The land was purchased the following year on 21st March 1898, by Bishop Alfred Tucker, representing the Church of England, at a reduced rate of Rupees 1,549 and annas 11 3/4. Initial plans for the Church were drawn up in London but were deemed too costly. It therefore fell on Mr. John Houston Sinclair, who had been acting H. M. Consul – General in Zanzibar to design a cheaper alternative. Sinclair’s written memoirs reveal a modest character and also inform the reasons for the Cathedral’s mosque-like design. He states, “As soon as I was found that I had some training in architecture I was frequently asked to exercise my knowledge and during my time in Mombasa designed the Mombasa Cathedral. Not then having the experience which I have since gained while living in Tangier of the beautiful work done by Moors in Spain & Morocco. I am afraid that this is far from being a masterpiece but is perhaps, sufficiently Arabesque not to seem out of place in an old Swahili/Arab town. The marble pulpit, which I designed later, was made at Carrara, Italy.”

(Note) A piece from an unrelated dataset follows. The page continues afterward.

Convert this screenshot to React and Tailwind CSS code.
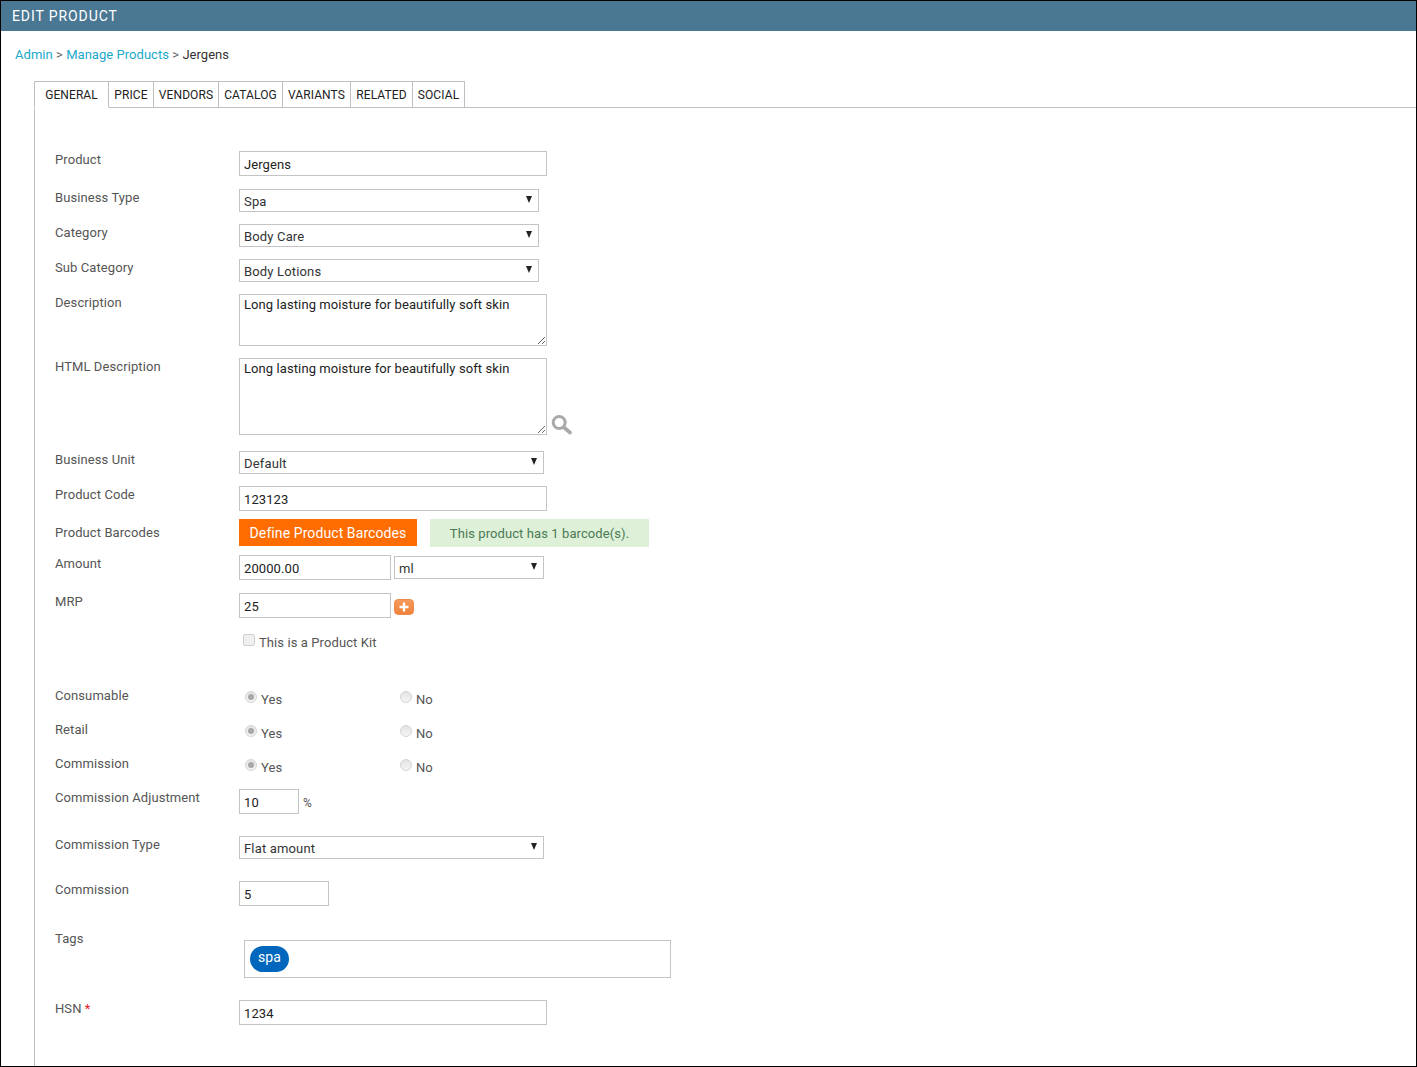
import React from 'react';

const tabs = ['GENERAL', 'PRICE', 'VENDORS', 'CATALOG', 'VARIANTS', 'RELATED', 'SOCIAL'];
const tabWidths = ['w-[75px]', 'w-[45px]', 'w-[65px]', 'w-[64px]', 'w-[68px]', 'w-[62px]', 'w-[52px]'];

const Row = ({ label, labelTop = 'pt-[1px]', className, children }) => (
  <div className={`flex items-start ${className}`}>
    <div className={`w-[184px] shrink-0 leading-[16px] text-[#555] ${labelTop}`}>{label}</div>
    {children}
  </div>
);

const Input = ({ value, className = 'w-[308px]' }) => (
  <input
    readOnly
    defaultValue={value}
    className={`h-[25px] border border-[#c4c4c4] bg-white px-1 pt-[2px] text-[13px] text-[#222] outline-none ${className}`}
  />
);

const Select = ({ value, className = 'w-[300px]' }) => (
  <div className={`relative h-[23px] border border-[#c4c4c4] bg-white pl-1 leading-[23px] tracking-[0.16px] text-[#333] ${className}`}>
    {value}
    <svg className="absolute right-[6px] top-[6px]" width="6" height="7" viewBox="0 0 6 7">
      <path d="M0 0h6L3 7z" fill="#222" />
    </svg>
  </div>
);

const Textarea = ({ value, className }) => (
  <textarea
    readOnly
    defaultValue={value}
    className={`block w-[308px] border border-[#c4c4c4] bg-white px-1 py-[2px] text-[13px] leading-[15px] text-[#222] outline-none ${className}`}
  />
);

const Radio = ({ checked }) => (
  <span className="mt-[3px] flex h-[12px] w-[12px] items-center justify-center rounded-full border border-[#d4d4d4] bg-gradient-to-b from-[#e4e4e4] to-[#f4f4f4]">
    {checked && <span className="h-[6px] w-[6px] rounded-full bg-[#a8a8a8]" />}
  </span>
);

const YesNo = ({ label, className }) => (
  <Row label={label} labelTop="pt-0" className={className}>
    <div className="flex pl-[6px]">
      <div className="flex w-[155px] gap-[4px]">
        <Radio checked />
        <span className="pt-[4px] leading-[16px] text-[#555]">Yes</span>
      </div>
      <div className="flex gap-[4px]">
        <Radio />
        <span className="pt-[4px] leading-[16px] text-[#555]">No</span>
      </div>
    </div>
  </Row>
);

export default function App() {
  return (
    <div className="h-[1067px] overflow-hidden border border-black bg-white font-['Roboto',sans-serif] text-[13px] tracking-[0.09px]">
      <div className="flex h-[30px] items-center bg-[#4a7893] pl-[11px] text-[14px] tracking-[0.9px] text-white">
        EDIT PRODUCT
      </div>

      <div className="pl-[14px] pt-[16px] leading-[16px] tracking-[0.04px] text-[#333]">
        <a className="text-[#1ba9c9]">Admin</a>
        <span className="text-[#666]"> &gt; </span>
        <a className="text-[#1ba9c9]">Manage Products</a>
        <span className="text-[#666]"> &gt; </span>
        Jergens
      </div>

      <div className="ml-[33px] mt-[18px] flex h-[27px] border-b border-[#c0c0c0]">
        {tabs.map((tab, i) => (
          <div
            key={tab}
            className={`flex h-[27px] items-center justify-center border-t border-r border-[#c0c0c0] text-[12px] text-[#222] ${tabWidths[i]} ${i === 0 ? 'border-l bg-white border-b border-b-white' : ''}`}
          >
            {tab}
          </div>
        ))}
      </div>

      <div className="ml-[33px] h-[960px] border-l border-[#c0c0c0] pl-[20px] pt-[43px]">
        <Row label="Product"><Input value="Jergens" /></Row>
        <Row label="Business Type" className="mt-[13px]"><Select value="Spa" /></Row>
        <Row label="Category" className="mt-[12px]"><Select value="Body Care" /></Row>
        <Row label="Sub Category" className="mt-[12px]"><Select value="Body Lotions" /></Row>
        <Row label="Description" className="mt-[12px]">
          <Textarea value="Long lasting moisture for beautifully soft skin" className="h-[52px]" />
        </Row>
        <Row label="HTML Description" className="mt-[12px]">
          <Textarea value="Long lasting moisture for beautifully soft skin" className="h-[77px]" />
          <svg className="ml-[3px] mt-[55px]" width="23" height="22" viewBox="0 0 23 22" fill="none" stroke="#a9a9a9">
            <circle cx="9.2" cy="9.5" r="6" strokeWidth="3" />
            <path d="M14 14.5l6 5" strokeWidth="3.6" strokeLinecap="round" />
          </svg>
        </Row>
        <Row label="Business Unit" className="mt-[16px]"><Select value="Default" className="w-[305px]" /></Row>
        <Row label="Product Code" className="mt-[12px]"><Input value="123123" /></Row>
        <Row label="Product Barcodes" className="mt-[8px]" labelTop="pt-[6px]">
          <button className="h-[27px] w-[178px] bg-[#ff6c00] pt-[1px] text-[14px] text-white">Define Product Barcodes</button>
          <div className="ml-[13px] flex h-[28px] w-[219px] items-center justify-center bg-[#dff0d8] pt-[1px] text-[#4a7a55]">
            This product has 1 barcode(s).
          </div>
        </Row>
        <Row label="Amount" className="mt-[8px]">
          <Input value="20000.00" className="w-[152px]" />
          <Select value="ml" className="ml-[3px] mt-[1px] w-[150px]" />
        </Row>
        <Row label="MRP" className="mt-[13px]">
          <Input value="25" className="w-[152px]" />
          <span className="ml-[3px] mt-[6px] flex h-[16px] w-[20px] items-center justify-center rounded-[4px] border border-[#ee8a4a] bg-gradient-to-b from-[#f79a5a] to-[#f0813a]">
            <svg width="10" height="10" viewBox="0 0 10 10">
              <path d="M5 0.5v9M0.5 5h9" stroke="#fff" strokeWidth="2.4" />
            </svg>
          </span>
        </Row>
        <div className="mt-[16px] flex pl-[188px]">
          <span className="h-[12px] w-[12px] rounded-[2px] border border-[#cfcfcf] bg-[#f0f0f0]" />
          <span className="ml-[4px] mt-[1px] leading-[16px] text-[#555]">This is a Product Kit</span>
        </div>

        <YesNo label="Consumable" className="mt-[37px]" />
        <YesNo label="Retail" className="mt-[14px]" />
        <YesNo label="Commission" className="mt-[14px]" />

        <Row label="Commission Adjustment" className="mt-[13px]">
          <Input value="10" className="w-[60px]" />
          <span className="ml-[4px] pt-[6px] text-[12px] leading-[16px] text-[#555]">%</span>
        </Row>
        <Row label="Commission Type" className="mt-[22px]"><Select value="Flat amount" className="w-[305px]" /></Row>
        <Row label="Commission" className="mt-[22px]"><Input value="5" className="w-[90px]" /></Row>
        <Row label="Tags" className="mt-[25px]" labelTop="pt-0">
          <div className="ml-[5px] mt-[9px] h-[38px] w-[427px] border border-[#c4c4c4] pl-[5px] pt-[5px]">
            <span className="flex h-[26px] w-[39px] items-center justify-center rounded-[13px] bg-[#0067bd] pb-[3px] text-[14px] text-white">spa</span>
          </div>
        </Row>
        <Row label={<>HSN <span className="text-[#e8202a]">*</span></>} className="mt-[22px]">
          <Input value="1234" />
        </Row>
      </div>
    </div>
  );
}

Mr. Sinclair later went on to do very well for himself as an architect, designing more buildings in Mombasa, Dar es Salaam & Zanzibar. Most notably in Zanzibar, where he designed the central market, law courts, National Bank of India, main post office & the Peace Memorial Museum. There was praise for Asian contributions as well. With CMS records noting, “In Mr. Bhedwar, the builder, the committee have met with a most generous, competent & conscientious man. Mr. Bhedwar, ably & willingly seconded by Mr. Sorabjee Merwanjee, has supplied his best workmen…To his 2 headmen, Amoo & Premji, very much praise is due.” Mr. Sorabjee is noted as being the builder of the Treasury buildings & the National Bank of India in Mombasa, among other principal buildings. The Asian connection with the Cathedral would continue until its doors opened.

On the day of consecration of the coral-stone Church, May 31st 1905, many Arabs, Indians & wealthy Swahilis were in attendance, their interest being the Church’s intention to introduce proper high school education. This being a great opportunity for theirs sons & daughters. Some form of high school education would go on at the Cathedral compound until 1912 when the upper class contingent of Mombasa residents got their wish…the first government school in Mombasa, the Arab School, Serani, was opened (for boys).

And what is modern religion without some controversy and politics? When the doors to the Cathedral were finally opened, an issue arose on who to honour with memorial tablets and inscriptions inside the Church. With one missionary holding nothing back. “The government officers are in the habit of collecting sums of money for the erection of memorial tablets in case of one of their number dying. Some of these men as you may suppose are not men who take any interest in religion……some in fact hardly ever put their foot inside the Church but as soon as they are dead a tablet is erected in their memory.” Talk about ‘the more things change, the more they remain the same.’